Het beloofde vrije vaderland

Fidel Castro en de Franse auteur Jean Paul Sartre in een helicopter (1960)
Castro had alles om het beloofde vrije vaderland te creëren. De hulp kwam niet uit de minste hoek, de mondiale kunstenaars- en intellectuelengemeenschap bood hem haar hulp aan. Van Jean Paul Sartre tot C. Wright Mills, de intelligentia van de wereld zag in Cuba de mogelijkheid tot een originele revolutionaire vernieuwing, bevrijd van dogma’s en de misvormingen, opgelegd door de Byzantijnse caesaro-papistische traditie van een marxisme dat was overleden in het orthodoxe (de Partij) en tsaristische (de Staat) Rusland.

‘Vooruit, ga je gang net als in de tijd van het Platt Amendment’, cartoon partijkrant Granma 2010
Nabuurschap VS
Wellicht was dit in Polynesië wel mogelijk geweest. In Cuba was nabuurschap catastrofaal. Samen met Puerto Rico de laatste kolonie van Spanje in Amerika, kolonie de facto van de Verenigde Staten tijdens en na het Platt Amendement, een amendement dat Washington de bevoegdheid gaf in te grijpen in interne aangelegenheden op het eiland. Cuba was nu niet langer een kolonie. Maar Cuba bleef een buurland. Het tijdperk speelde ook een rol. Hoewel met minder manicheïstische wreedheid dan Bush, zei Washington midden in de Koude Oorlog eveneens: ´Degene die niet met mij is, is tegen mij´. Maar als met ´hen´ betekende zich onderwerpen aan hen, onderwierp Castro zich niet en stelde hervormingen in die door het Witte Huis van Eisenhower en zijn regering van magnaten en haviken, als sterk communistisch gezien zouden worden.

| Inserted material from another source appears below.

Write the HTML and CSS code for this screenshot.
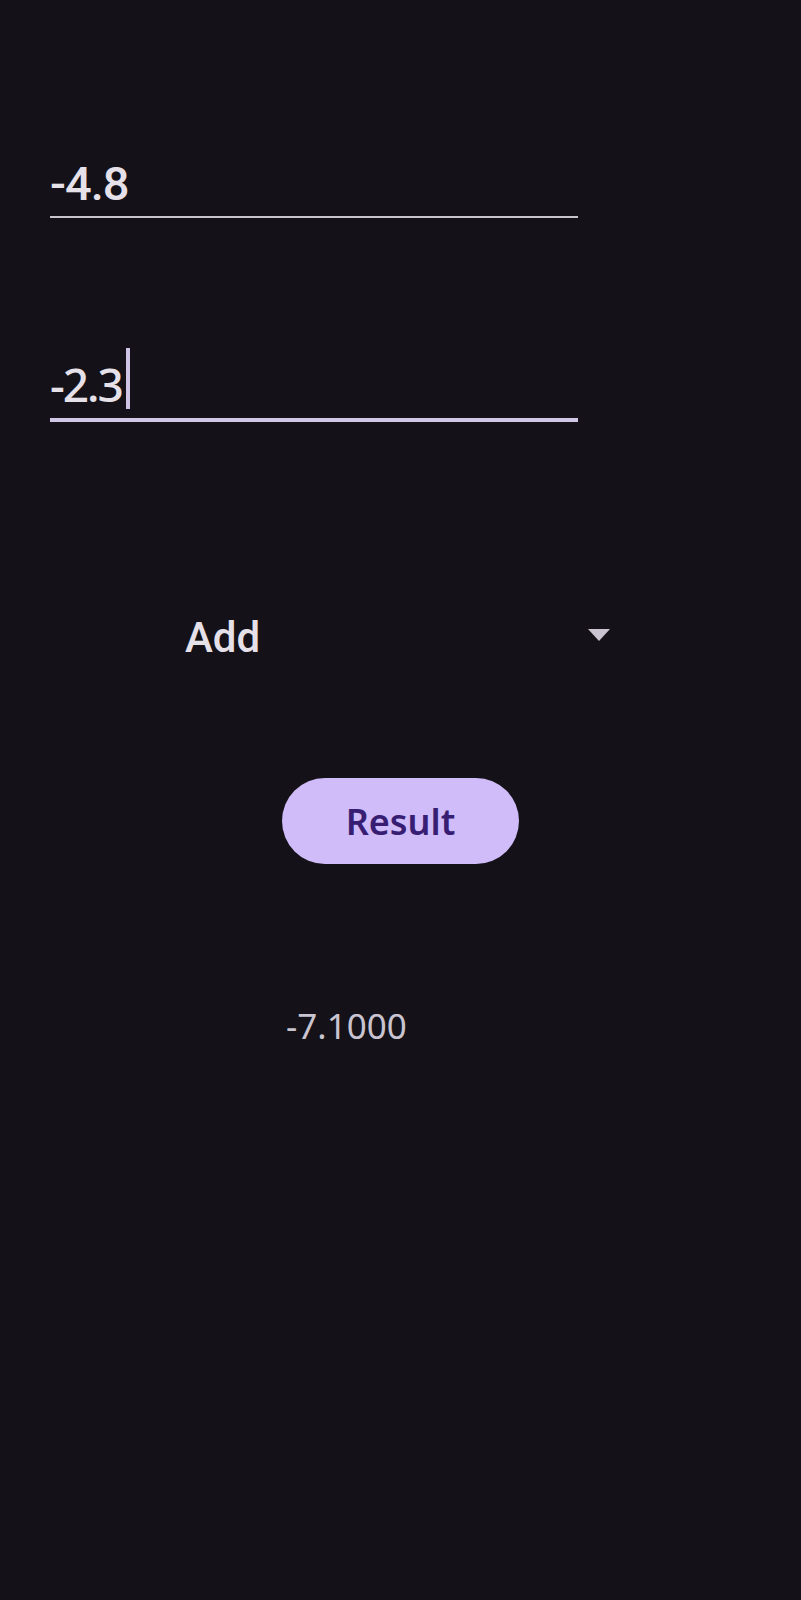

Zoals het Mexico van Carranza tot Cárdenas, nationaliseerde en onteigende Castro, maar, in tegenstelling tot Mexico, onderhandelde hij niet. De escalatie van confrontaties met Washington leidde tot een breuk in de betrekkingen in 1961. In plaats van het versterken van de nationalistische middenklasse, sloot Castro de interne deuren en opende de poorten naar buiten: het verlies aan talent en energie was enorm. De pers werd onderdrukt. De politieke partijen weggeveegd. De macht consolideerde zich rondom de Beweging van de 26ste juli (Movimiento 26 de Julio) en de fatale rondes begonnen in de escalatie tussen het eiland en de Verenigde Staten. Bij veel Noord-Amerikaanse agressie, meer Cubaanse dictatuur. Bij meer Cubaanse dictatuur, meer Noord-Amerikaanse agressie.

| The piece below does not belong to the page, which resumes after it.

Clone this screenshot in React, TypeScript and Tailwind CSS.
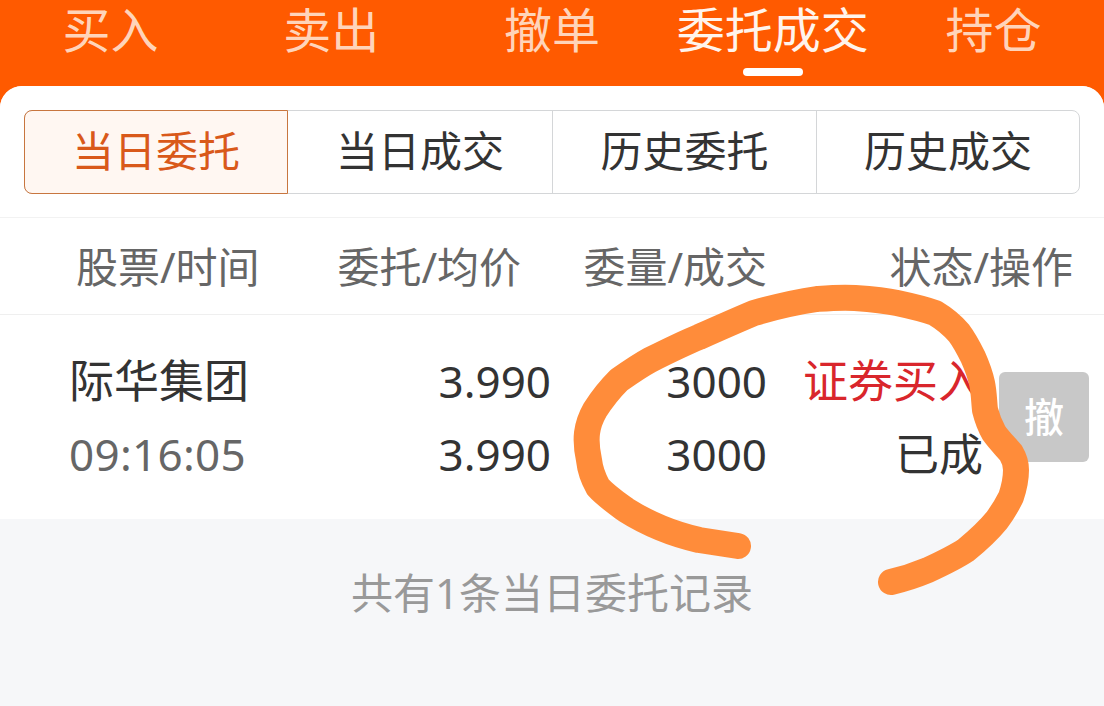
import React from "react";

const tabs = ["买入", "卖出", "撤单", "委托成交", "持仓"];
const segments = ["当日委托", "当日成交", "历史委托", "历史成交"];
const font = "font-['Noto_Sans','Noto_Sans_CJK_SC',sans-serif]";

function TopTabs() {
    return (
        <div className="grid grid-cols-5 h-[86px] bg-[#ff5a00]">
            {tabs.map((tab, i) => (
                <div key={tab} className="flex flex-col items-center">
                    <div className={`h-[60px] text-[48px] leading-[60px] ${i === 3 ? "text-[#fff4ec]" : "text-[#ffd4ba]"}`}>
                        {tab}
                    </div>
                    {i === 3 && <div className="mt-2 w-[60px] h-2 rounded-full bg-white" />}
                </div>
            ))}
        </div>
    );
}

function Segments() {
    return (
        <div className="h-[132px] px-6 pt-6 border-b border-[#f2f2f2]">
            <div className="flex h-[84px] rounded-lg border border-[#d4d6d8]">
                {segments.map((s, i) =>
                    i === 0 ? (
                        <div key={s} className="w-[264px] -my-px -ml-px pb-1 flex items-center justify-center rounded-l-lg border border-[#c8763f] bg-[#fff7f2] text-[42px] text-[#d9591a]">
                            {s}
                        </div>
                    ) : (
                        <div key={s} className={`pb-1 flex items-center justify-center text-[42px] text-[#333333] ${i === 3 ? "flex-1" : "w-[264px]"} ${i > 1 ? "border-l border-[#d4d6d8]" : ""}`}>
                            {s}
                        </div>
                    )
                )}
            </div>
        </div>
    );
}

function TableHeader() {
    return (
        <div className="flex items-center h-[97px] border-b border-[#efefef] text-[42px] text-[#666666]">
            <div className="w-[258px] pl-[76px] whitespace-nowrap">股票/时间</div>
            <div className="w-[263px] text-right whitespace-nowrap">委托/均价</div>
            <div className="w-[246px] text-right whitespace-nowrap">委量/成交</div>
            <div className="w-[306px] text-right whitespace-nowrap">状态/操作</div>
        </div>
    );
}

function OrderRow() {
    return (
        <div className="flex items-center h-[204px] bg-white text-[44px] text-[#333333]">
            <div className="w-[250px] pl-[69px] flex flex-col gap-[13px] leading-[60px] whitespace-nowrap">
                <div className="text-[45px]">际华集团</div>
                <div className="text-[#666666] tracking-[0.3px]">09:16:05</div>
            </div>
            <div className="w-[301px] flex flex-col gap-[13px] leading-[60px] text-right">
                <div>3.990</div>
                <div>3.990</div>
            </div>
            <div className="w-[216px] flex flex-col gap-[13px] leading-[60px] text-right">
                <div>3000</div>
                <div>3000</div>
            </div>
            <div className="w-[216px] flex flex-col gap-[13px] leading-[60px] text-right whitespace-nowrap">
                <div className="text-[45px] text-[#d9262c]">证券买入</div>
                <div>已成</div>
            </div>
            <div className="ml-4 w-[90px] h-[90px] rounded-md bg-[#c8c8c8] flex items-center justify-center text-[40px] font-medium text-white">
                撤
            </div>
        </div>
    );
}

export default function App() {
    return (
        <div className={`relative w-[1104px] h-[706px] overflow-hidden bg-[#ff5a00] ${font}`}>
            <TopTabs />
            <div className="h-[620px] rounded-t-[22px] overflow-hidden bg-[#f6f7f9]">
                <div className="bg-white">
                    <Segments />
                    <TableHeader />
                    <OrderRow />
                </div>
                <div className="pt-11 text-center text-[42px] leading-[60px] text-[#999999]">共有1条当日委托记录</div>
            </div>
            {/* hand drawn circle on top of the screenshot */}
            <svg className="absolute inset-0 pointer-events-none" width="1104" height="706" viewBox="0 0 1104 706" fill="none">
                <path
                    d="M738 546C725 544 712 542 699 540C686 537 673 533 661 528C649 523 637 517 626 510C615 502 605 495 598 487C593 478 590 469 589 460C587 451 586 442 587 433C588 425 591 417 595 410C602 399 610 389 619 380C629 373 639 366 650 360C666 352 682 344 699 337C717 329 735 321 754 313C775 307 796 302 817 299C830 298 842 297 855 298C869 299 883 300 897 303C911 306 924 309 935 313C945 319 953 326 959 333C965 341 969 349 973 357C977 366 980 374 982 383C984 392 984 401 985 410C987 418 990 426 994 433C999 440 1005 446 1011 453C1014 458 1016 464 1016 470C1016 479 1014 488 1011 497C1007 505 1002 513 997 520C988 531 977 541 966 550C954 558 941 564 928 570C916 575 904 579 891 582"
                    stroke="#ff8c3a"
                    strokeWidth="26"
                    strokeLinecap="round"
                    strokeLinejoin="round"
                />
            </svg>
        </div>
    );
}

Raúl Roa was een belangrijke Cubaanse diplomaat uit de eerste jaren van de revolutie. Hier spreekt hij op 18 maart de vergadering van de Organisatie van Amerikaanse Staten (OAS) toe.
Onderwijs en welzijn
Ondanks deze spanningen realiseerde Cuba grote vorderingen in onderwijs en welzijn. Bovendien bezat Cuba de wapens van David tegen Goliath: de katapult van de waardigheid, de grootheid van de kleine tegen de grote. De Varkensbaai invasie, tot in de puntjes uitgewerkt door de regering Eisenhower en geërfd met een gebrek aan doorzettingsvermogen door die van Kennedy, resulteerde zonder de logistieke hulp van de Noord-Amerikanen in een fiasco voor de binnenvallende huurlingentroepen. Playa Girón (de Varkensbaai) werd de plek waar het aanzien van Cuba als pionier van de Latijns-Amerikaanse onafhankelijkheid zijn hoogtepunt vond. Achtereenvolgens gaven Ernesto Guevara en Raúl Roa in Punta del Este morele en diplomatieke inhoud aan de waardigheid van heel Latijns-Amerika. Hoe kon je nog tegen de Cubaanse Revolutie zijn?